2023 was one hell of a year, and for as amazing as it was, it was in equal measure horrific.
The last time I posted on the blog, was the day The Lake Michigan Affair debuted. It should have been one of the best days of my life. I worked so hard on that book, and shopped it around to agents for a long time before I decided to self-publish it. On the day that The Lake Michigan Affair debuted, I was laid off from my job in LA. The job that I had relocated my entire family, and life to LA for, less than one year after starting. It was cold, cruel and heartless dressed in fake kindness as layoffs often are. Suddenly, the years of hard work put into the book didn’t matter, my life literally fell apart that afternoon. Granted, no one died, but a piece of me certainly did. I walked through that afternoon with a mix of panic, nausea, and numbness. Anger would come later.
So, you’re probably asking yourself, what does this all have to do with your writing Jackie. I realized something this afternoon as I was mopping my floors in anticipation for the New Year, while I wrote just about every day while I lived in LA, and self-published a book, my attention to my biggest goal in life, being a published author, was swayed by the lure of living in LA. This thought hit me hard.
I recognized that while, yes, I can have two goals or more and actively work on them at the same time, one will always be primary, the rest are secondary. I lost focus.
Living in LA had been a lifelong goal for me, one that I’d had since I was a child. When we bought our house here in Chicago, with two small children at the time, I never thought I’d have the opportunity to live in LA. We were settled. But when the opportunity came, I jumped at it. I knew that I would not get a second chance at accomplishing that goal. I was living a dream in LA and I’d done it despite the odds of being settled in Chicago. Yet the entire time we were there for as much as I loved it, I could not help but feel that we were hanging on to the lives we were making there by a thread. It turns out, I was right, I just didn’t expect to find that out in under a year’s time.
I am sitting in my house back in Chicago, where I now live full-time again. With the loss of the job, the loss of my income, and the loss of the life I’d worked so hard to build, we were left with no other choice but to come back to Chicago. Over July 4th weekend my husband and I, our two kids, two cats and two dogs moved back across the country. The whole drive felt like some surreal nightmare that I couldn’t wake from.
On our second day driving as we pulled into our hotel for the night in middle of No-Where’s-Ville Nebraska, with the harsh realization that I would not see the mountains that fed my soul daily for a very long time, I saw a hitchhiker. It was almost nine pm and the sun was setting on the western horizon, with the most luxurious golden light over green grassland. The clouds in the sky were purple and orange, and here was this man walking. I can’t tell you why, but there was something about him that I could feel in my soul. Then there it was a spark of an idea for a book. That night I fell asleep thinking about the man, and when I thought I’d break down and cry driving the next day, I’d think of the book idea for this man that I’d saw the night before.

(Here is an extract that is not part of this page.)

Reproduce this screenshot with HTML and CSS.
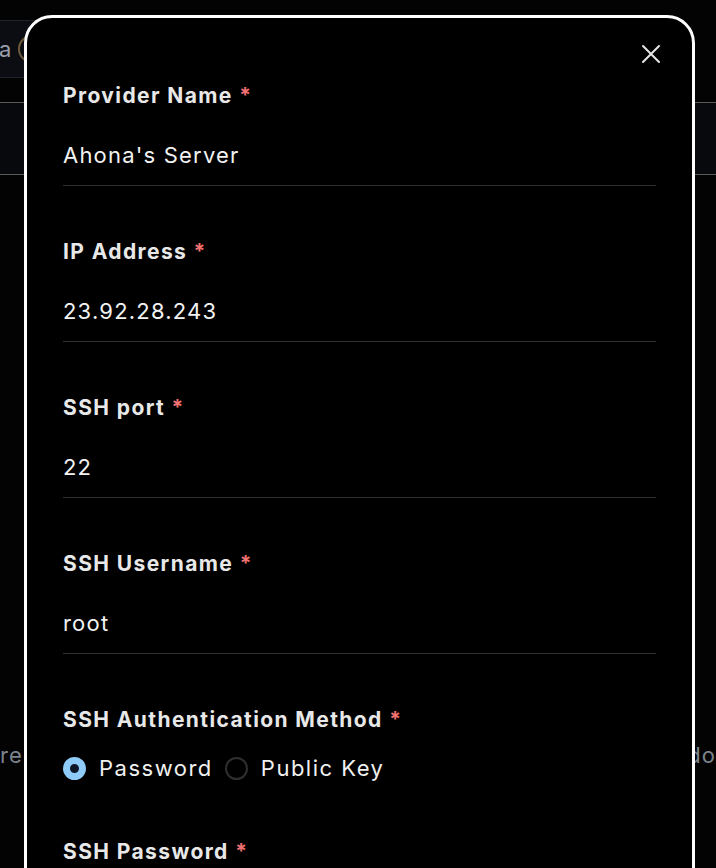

We’ve been home for almost six months now, and the spark of an idea for a book inspired by this hitchhiker has stuck with me. While the writing has been pathetically slow, I’m working on this idea.
I’ve also started my own business, a PR firm, gotten involved in my local community and adjusted to life back in Chicago. 2023 was a whirlwind, and I still can’t decide if the good out weighted the bad. What I’ve learned this year is that life will pull you in different directions and it can be next to impossible to stay focused on what matters. In 2024 it is time to refocus my efforts. It’s time to be leaner, meaner and take no prisoners for accomplishing the goals I’ve set for myself. With that, I wish you all a Happy New Year and I look forward to putting in the work for what 2024 will surely bring.